In the right hands MongoDB can be a great asset. The problem here is that Diaspora chose MongoDB when it was very immature and it seems the choice was based on hype more so that mapped out requirements. This is where proper planning for a large scale application will spot these kinds of problems before they get to the development stage.

Later versions of MongoDB are much better and the upcoming planned changes will take it many steps in the right direction towards being a viable alternative to a traditional RDBMS. Having said that, it's not a silver bullet and MongoDB is not for everything.

10Gen are exceptionally great at marketing Mongo and I get the feeling they have kind of trapped Foursquare who have been using it in production for a couple of years or so now. Having said that with exception of that one 11 hour outage Foursquare encountered, MongoDB seems to be working really well for them and they seem to be capturing more than just check-in data.

I still think with proper planning pulling off a social network with MongoDB is possible. I am currently building a social networking type application, not on the scale of Facebook but it does share some parallels. I've planned and mapped out a viable structure and how it all connects, prototyping and testing seems to indicate that MongoDB is up to the task, but we'll see.



"So in other words, they misused MongoDB and because of that are telling people not to use it? Wow. ... The problem here is that Diaspora chose MongoDB when it was very immature"

So the specific misuse of MongoDB was to use it? I guess that was also the point of the story.

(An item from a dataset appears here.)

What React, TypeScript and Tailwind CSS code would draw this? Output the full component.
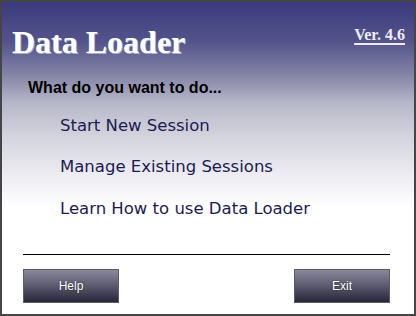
import React from 'react';

const menuItems = ['Start New Session', 'Manage Existing Sessions', 'Learn How to use Data Loader'];

const WizardButton: React.FC<{ label: string }> = ({ label }) => (
  <button
    type="button"
    className="w-[96px] h-[34px] border border-[#5c5b68] bg-gradient-to-b from-[#8a899c] via-[#5a596e] to-[#27263a] text-white text-[12px] [font-family:'Liberation_Sans',Arial,sans-serif] [text-shadow:0_0_2px_rgba(0,0,0,0.6)]"
  >
    {label}
  </button>
);

export default function App() {
  return (
    <div className="w-[416px] h-[316px] border-2 border-[#454545] bg-[linear-gradient(to_bottom,#3a3a7e_0px,#54548b_40px,#8787a8_75px,#b6b6c9_100px,#d4d4de_135px,#ececf1_172px,#ffffff_205px)] flex flex-col">
      <div className="flex items-start justify-between pt-[22px] pl-[10px] pr-[9px]">
        <h1 className="text-[32px] leading-[36px] font-bold text-white [font-family:'Liberation_Serif','Times_New_Roman',serif] [text-shadow:1px_1px_0_#9fb3d8]">
          Data Loader
        </h1>
        <span className="mt-[2px] text-[16px] leading-[18px] font-bold underline decoration-2 underline-offset-[3px] text-[#ececf4] [font-family:'Liberation_Serif','Times_New_Roman',serif]">
          Ver. 4.6
        </span>
      </div>

      <p className="mt-[18px] pl-[26px] text-[16px] leading-[20px] font-bold text-black [font-family:'Liberation_Sans',Arial,sans-serif]">
        What do you want to do...
      </p>

      <ul className="pl-[58px] mt-[18px] flex flex-col [font-family:'DejaVu_Sans',Verdana,sans-serif] text-[16.5px] leading-[20px] text-[#1b1b52]">
        <li>{menuItems[0]}</li>
        <li className="mt-[21px]">{menuItems[1]}</li>
        <li className="mt-[22px]">{menuItems[2]}</li>
      </ul>

      <div className="mt-[35px] ml-[21px] mr-[24px] h-px bg-black" />

      <div className="mt-[14px] ml-[21px] mr-[24px] flex justify-between">
        <WizardButton label="Help" />
        <WizardButton label="Exit" />
      </div>
    </div>
  );
}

Yes, exactly. They chose the wrong tool for the job, that's not a fault with MongoDB. It's like eating a soup with a fork, you'll eventually eat the soup, but if you used a spoon in the first place there would never have been a problem. Is the company who made the soup to blame or are you to blame for not consuming it correctly?

The problem with Diaspora was that it was a poorly executed good idea. Had they actually sat down and mapped out their requirements and chosen an appropriate database they would have realised that a traditional relationship was the right choice to make.

Databases are hard, for a project as ambitious as Diaspora proper planning is key and evident by the issues that Diaspora had when it debuted (delete controller with no auth checking...) it's apparent they had no clue what they were doing not from just a database planning point-of-view but a code one as well.

I would take whatever anyone who had anything to do with Diaspora had to say with a grain of salt. The real lesson here is to not get caught up in hype and trends. NoSQL isn't a magical solution that will make scaling problems disappear, traditional databases like MySQL have been battle-tested over a very long period of time. If MongoDB and <insert X NoSQL database here> were so great, the likes of Facebook and whatnot would use them on the scale Diaspora tried to use them on.

People have to realise when Diaspora used MongoDB it was a very early version of the database. A lot has changed since Diaspora used it, it is suitable for a large-scale Facebook clone as the sole database? Definitely not, but using it for aspects like messaging and notifications I think would definitely be a good use case for it.


If MongoDB was the wrong tool because it was still too immature, i.e. broken, wasn't the problem not that they were eating soup with a fork, but with a broken spoon.

But yes, they were wrong to use a broken tool for the job.